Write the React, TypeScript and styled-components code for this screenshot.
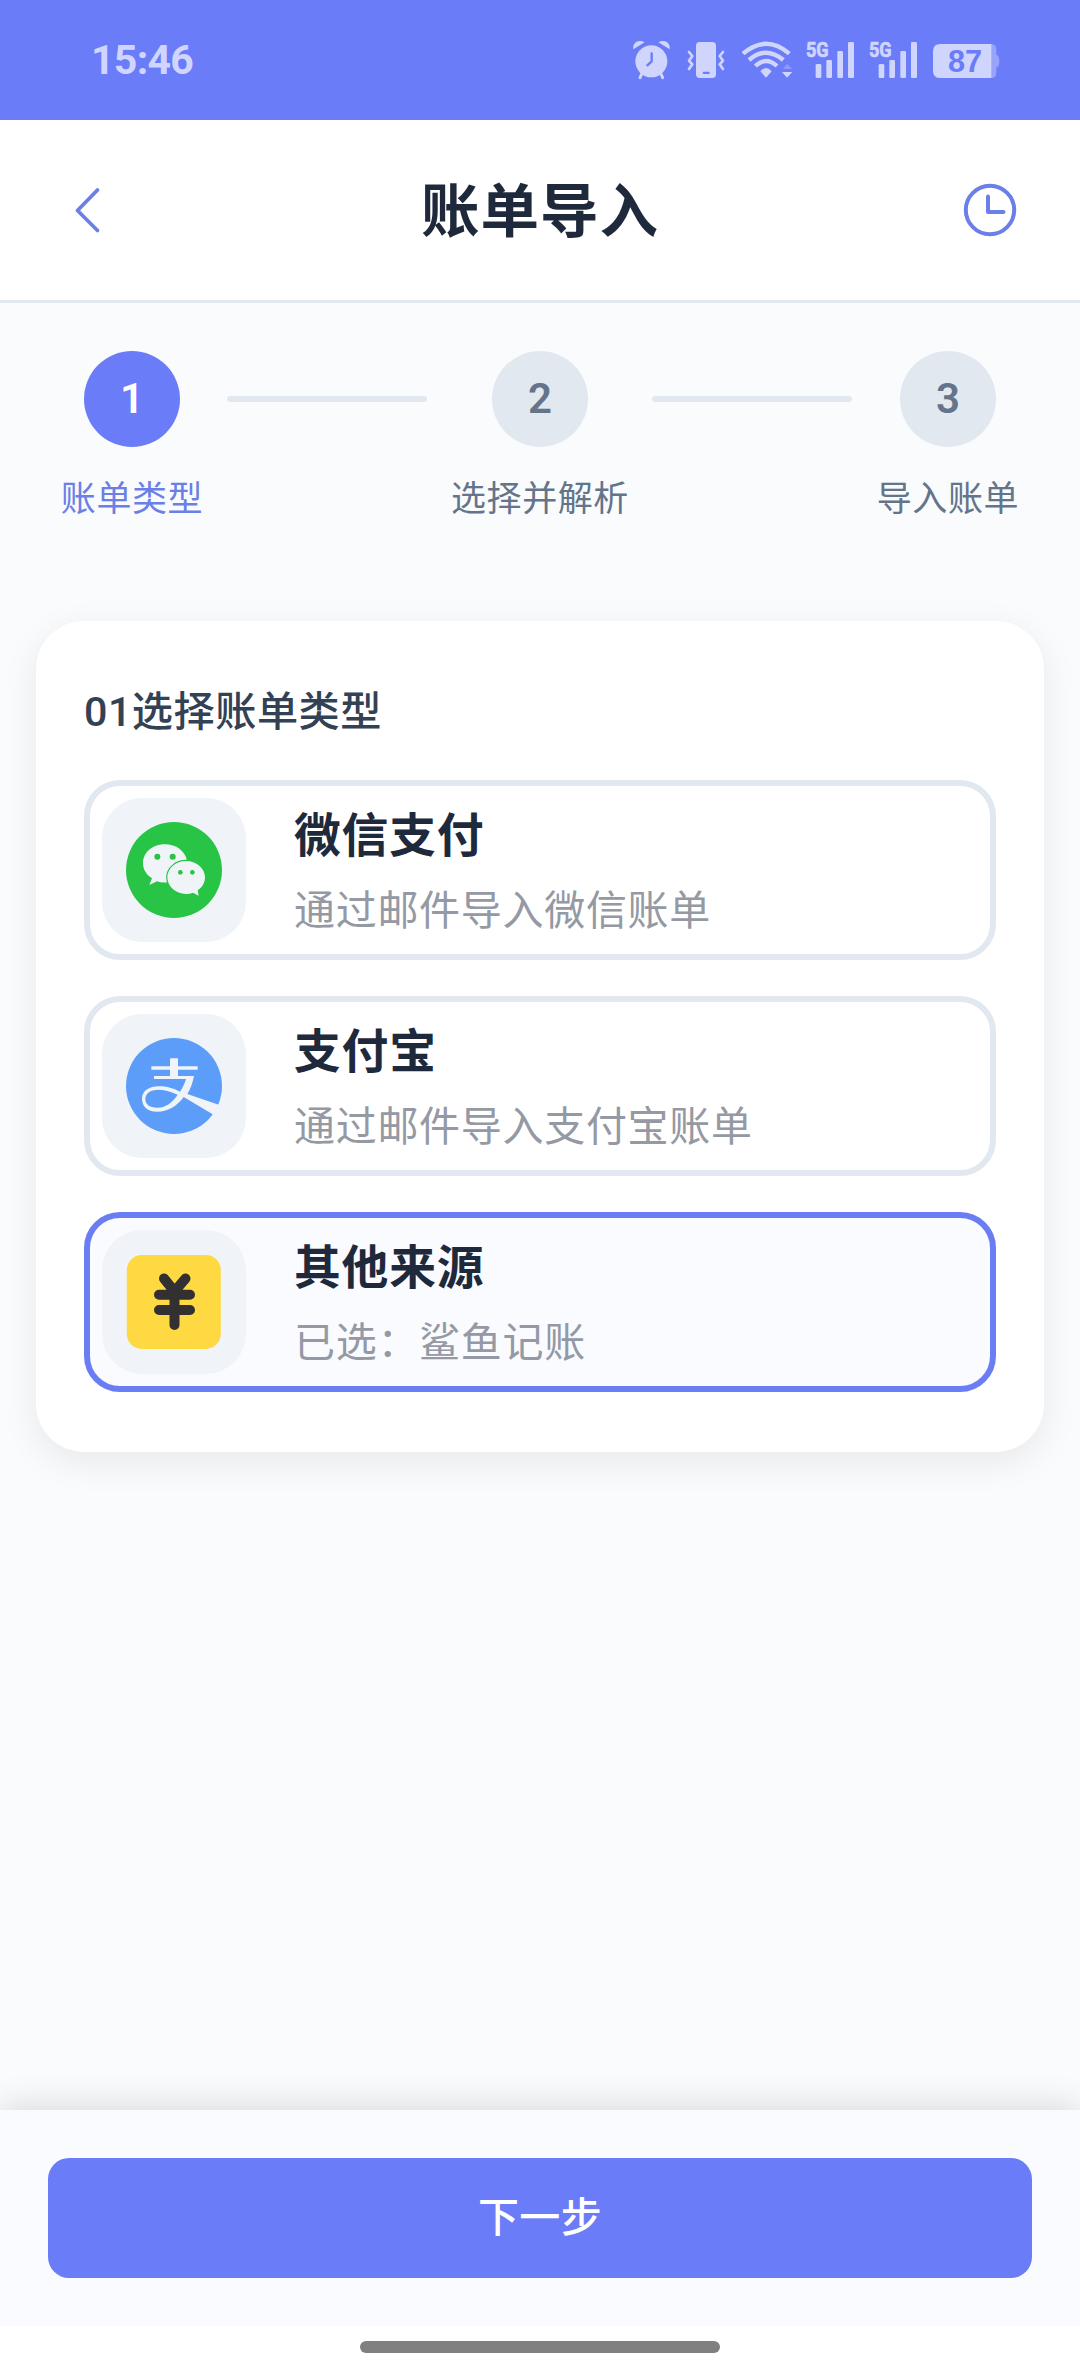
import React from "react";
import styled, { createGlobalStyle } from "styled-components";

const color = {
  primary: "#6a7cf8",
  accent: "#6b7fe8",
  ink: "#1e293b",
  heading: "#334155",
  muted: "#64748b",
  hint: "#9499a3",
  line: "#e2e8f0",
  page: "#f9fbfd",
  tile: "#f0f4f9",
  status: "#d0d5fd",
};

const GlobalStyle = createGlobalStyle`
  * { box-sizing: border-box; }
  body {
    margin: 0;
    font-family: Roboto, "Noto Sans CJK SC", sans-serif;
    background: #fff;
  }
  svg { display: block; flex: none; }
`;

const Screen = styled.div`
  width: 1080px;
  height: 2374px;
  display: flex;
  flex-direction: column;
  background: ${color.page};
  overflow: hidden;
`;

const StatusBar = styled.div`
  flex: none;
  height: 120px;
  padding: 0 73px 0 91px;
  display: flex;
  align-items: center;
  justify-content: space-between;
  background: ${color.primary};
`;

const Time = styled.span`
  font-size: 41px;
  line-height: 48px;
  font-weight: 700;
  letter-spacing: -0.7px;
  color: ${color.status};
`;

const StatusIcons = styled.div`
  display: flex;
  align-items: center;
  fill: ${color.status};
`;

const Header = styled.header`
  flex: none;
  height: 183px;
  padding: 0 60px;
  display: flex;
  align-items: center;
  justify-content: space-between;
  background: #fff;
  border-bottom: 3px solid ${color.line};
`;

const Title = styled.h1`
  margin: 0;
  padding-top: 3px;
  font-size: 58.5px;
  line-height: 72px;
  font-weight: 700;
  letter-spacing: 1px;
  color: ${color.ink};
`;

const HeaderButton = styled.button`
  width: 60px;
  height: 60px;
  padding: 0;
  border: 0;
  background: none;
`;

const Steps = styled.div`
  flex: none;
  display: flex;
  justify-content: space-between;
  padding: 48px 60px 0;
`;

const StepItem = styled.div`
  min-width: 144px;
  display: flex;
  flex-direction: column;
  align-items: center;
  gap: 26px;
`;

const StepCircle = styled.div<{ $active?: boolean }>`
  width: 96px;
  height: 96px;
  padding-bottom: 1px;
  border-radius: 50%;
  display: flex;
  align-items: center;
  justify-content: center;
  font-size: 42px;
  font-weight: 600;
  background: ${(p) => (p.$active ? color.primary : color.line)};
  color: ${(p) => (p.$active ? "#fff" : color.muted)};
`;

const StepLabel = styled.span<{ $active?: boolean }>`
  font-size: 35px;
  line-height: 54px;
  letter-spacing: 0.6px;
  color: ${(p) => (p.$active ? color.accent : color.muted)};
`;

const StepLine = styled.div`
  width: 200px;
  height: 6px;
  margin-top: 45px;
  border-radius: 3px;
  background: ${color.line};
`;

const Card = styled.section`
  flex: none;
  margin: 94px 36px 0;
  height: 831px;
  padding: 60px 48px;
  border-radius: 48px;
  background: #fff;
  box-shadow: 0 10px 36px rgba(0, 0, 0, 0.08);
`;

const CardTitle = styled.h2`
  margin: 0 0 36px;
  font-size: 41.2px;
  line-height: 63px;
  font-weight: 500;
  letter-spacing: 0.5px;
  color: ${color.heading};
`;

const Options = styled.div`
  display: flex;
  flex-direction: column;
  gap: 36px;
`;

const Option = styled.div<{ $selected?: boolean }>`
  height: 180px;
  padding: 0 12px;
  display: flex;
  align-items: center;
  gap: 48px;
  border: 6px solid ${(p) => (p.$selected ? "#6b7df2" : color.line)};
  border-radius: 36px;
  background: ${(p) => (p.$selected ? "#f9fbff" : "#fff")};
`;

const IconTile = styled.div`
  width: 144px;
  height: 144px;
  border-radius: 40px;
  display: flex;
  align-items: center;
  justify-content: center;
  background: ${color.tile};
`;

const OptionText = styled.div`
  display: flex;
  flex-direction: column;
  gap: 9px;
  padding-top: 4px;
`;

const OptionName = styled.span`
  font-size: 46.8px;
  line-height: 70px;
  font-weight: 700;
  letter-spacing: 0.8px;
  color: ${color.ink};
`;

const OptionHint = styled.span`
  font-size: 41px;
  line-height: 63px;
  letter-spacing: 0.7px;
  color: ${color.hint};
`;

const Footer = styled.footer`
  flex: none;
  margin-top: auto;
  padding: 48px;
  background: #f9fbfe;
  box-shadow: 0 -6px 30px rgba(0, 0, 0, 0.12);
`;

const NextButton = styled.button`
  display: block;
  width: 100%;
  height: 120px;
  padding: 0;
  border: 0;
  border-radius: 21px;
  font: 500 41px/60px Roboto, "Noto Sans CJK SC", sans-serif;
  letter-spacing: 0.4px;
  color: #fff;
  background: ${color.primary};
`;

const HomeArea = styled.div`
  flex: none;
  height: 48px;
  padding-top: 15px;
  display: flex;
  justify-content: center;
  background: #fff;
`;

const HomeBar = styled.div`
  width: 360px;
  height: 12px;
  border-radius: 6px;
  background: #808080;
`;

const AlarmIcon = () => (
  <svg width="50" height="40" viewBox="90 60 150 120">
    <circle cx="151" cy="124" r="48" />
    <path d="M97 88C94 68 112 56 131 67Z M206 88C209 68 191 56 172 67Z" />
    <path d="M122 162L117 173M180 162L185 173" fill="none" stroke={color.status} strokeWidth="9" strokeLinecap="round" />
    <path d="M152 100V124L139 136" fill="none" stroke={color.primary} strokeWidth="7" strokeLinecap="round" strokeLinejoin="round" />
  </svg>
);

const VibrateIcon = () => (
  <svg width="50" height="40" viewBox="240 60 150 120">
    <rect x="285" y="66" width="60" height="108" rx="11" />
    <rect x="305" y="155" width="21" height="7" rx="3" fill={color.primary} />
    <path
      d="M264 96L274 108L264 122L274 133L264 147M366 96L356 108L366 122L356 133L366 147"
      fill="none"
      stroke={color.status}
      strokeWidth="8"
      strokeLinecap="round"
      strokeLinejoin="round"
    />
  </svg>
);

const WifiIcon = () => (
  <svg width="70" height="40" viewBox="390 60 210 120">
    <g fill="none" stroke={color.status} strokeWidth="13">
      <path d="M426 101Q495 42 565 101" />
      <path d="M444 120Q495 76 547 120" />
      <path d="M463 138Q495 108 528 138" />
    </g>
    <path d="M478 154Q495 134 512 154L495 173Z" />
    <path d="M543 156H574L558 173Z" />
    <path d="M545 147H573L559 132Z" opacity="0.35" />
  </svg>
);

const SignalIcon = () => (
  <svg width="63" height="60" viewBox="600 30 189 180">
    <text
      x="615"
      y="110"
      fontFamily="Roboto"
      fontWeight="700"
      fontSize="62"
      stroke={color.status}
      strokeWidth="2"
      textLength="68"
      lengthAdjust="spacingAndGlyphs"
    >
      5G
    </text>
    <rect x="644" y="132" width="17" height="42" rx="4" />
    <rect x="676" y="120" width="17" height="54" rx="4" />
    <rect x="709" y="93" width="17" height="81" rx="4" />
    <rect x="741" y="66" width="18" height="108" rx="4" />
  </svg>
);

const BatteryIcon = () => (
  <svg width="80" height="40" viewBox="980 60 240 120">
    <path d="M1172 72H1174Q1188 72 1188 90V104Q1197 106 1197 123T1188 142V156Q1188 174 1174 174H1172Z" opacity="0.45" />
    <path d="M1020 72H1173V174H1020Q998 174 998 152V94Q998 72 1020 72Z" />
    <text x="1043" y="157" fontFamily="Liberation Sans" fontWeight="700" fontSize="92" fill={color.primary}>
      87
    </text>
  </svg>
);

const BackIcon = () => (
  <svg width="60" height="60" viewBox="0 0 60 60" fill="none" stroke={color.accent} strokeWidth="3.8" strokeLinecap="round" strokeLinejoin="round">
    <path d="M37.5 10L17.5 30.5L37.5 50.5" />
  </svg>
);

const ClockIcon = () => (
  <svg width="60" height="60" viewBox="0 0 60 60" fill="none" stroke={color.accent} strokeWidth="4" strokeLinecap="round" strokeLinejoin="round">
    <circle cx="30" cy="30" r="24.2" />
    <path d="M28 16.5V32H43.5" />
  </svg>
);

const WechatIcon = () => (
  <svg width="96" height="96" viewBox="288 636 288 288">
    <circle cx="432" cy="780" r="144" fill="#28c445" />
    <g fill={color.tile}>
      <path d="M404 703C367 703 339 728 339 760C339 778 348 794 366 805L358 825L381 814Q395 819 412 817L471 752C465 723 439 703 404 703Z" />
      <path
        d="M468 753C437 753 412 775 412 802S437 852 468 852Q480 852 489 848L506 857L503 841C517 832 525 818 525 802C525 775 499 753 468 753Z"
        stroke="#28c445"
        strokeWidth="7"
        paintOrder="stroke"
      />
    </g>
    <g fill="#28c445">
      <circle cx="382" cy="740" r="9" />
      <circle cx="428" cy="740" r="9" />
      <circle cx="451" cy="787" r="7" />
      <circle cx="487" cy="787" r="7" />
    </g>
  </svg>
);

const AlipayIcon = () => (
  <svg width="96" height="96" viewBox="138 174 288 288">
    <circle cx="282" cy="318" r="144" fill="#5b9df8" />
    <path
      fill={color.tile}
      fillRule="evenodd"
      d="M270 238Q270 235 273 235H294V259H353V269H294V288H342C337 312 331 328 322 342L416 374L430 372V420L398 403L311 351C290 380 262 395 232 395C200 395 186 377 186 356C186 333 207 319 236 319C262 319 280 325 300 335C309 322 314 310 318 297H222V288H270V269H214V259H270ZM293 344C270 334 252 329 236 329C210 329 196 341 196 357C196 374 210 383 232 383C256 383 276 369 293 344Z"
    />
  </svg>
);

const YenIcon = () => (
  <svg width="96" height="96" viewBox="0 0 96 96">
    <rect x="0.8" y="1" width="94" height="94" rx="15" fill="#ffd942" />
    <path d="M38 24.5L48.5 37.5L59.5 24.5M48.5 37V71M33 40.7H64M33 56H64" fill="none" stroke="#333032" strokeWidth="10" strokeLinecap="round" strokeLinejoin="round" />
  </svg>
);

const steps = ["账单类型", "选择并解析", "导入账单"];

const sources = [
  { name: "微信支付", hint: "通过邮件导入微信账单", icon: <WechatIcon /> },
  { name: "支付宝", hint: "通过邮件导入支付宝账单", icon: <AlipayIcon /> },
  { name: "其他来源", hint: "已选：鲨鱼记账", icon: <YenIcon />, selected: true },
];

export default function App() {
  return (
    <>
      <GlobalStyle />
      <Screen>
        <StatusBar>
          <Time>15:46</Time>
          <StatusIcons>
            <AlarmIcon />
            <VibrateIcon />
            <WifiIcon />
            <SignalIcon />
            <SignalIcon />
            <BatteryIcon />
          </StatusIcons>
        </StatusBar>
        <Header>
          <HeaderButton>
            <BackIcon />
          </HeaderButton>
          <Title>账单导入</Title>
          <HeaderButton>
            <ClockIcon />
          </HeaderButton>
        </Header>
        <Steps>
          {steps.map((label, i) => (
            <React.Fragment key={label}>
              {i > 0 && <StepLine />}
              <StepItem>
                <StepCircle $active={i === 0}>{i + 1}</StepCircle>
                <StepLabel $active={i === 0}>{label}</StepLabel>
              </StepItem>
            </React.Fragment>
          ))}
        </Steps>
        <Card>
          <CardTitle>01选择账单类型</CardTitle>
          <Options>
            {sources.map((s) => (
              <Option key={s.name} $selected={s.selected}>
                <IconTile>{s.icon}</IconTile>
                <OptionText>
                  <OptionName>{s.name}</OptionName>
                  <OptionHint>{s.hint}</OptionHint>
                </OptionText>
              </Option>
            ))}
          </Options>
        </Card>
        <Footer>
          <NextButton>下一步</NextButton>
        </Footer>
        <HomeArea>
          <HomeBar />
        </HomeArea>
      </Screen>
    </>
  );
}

▶ **INSTRUCTION**: Give only the count of lines in this material that contain the string "React".

▶ **ANSWER TO THE PROBLEM**: 4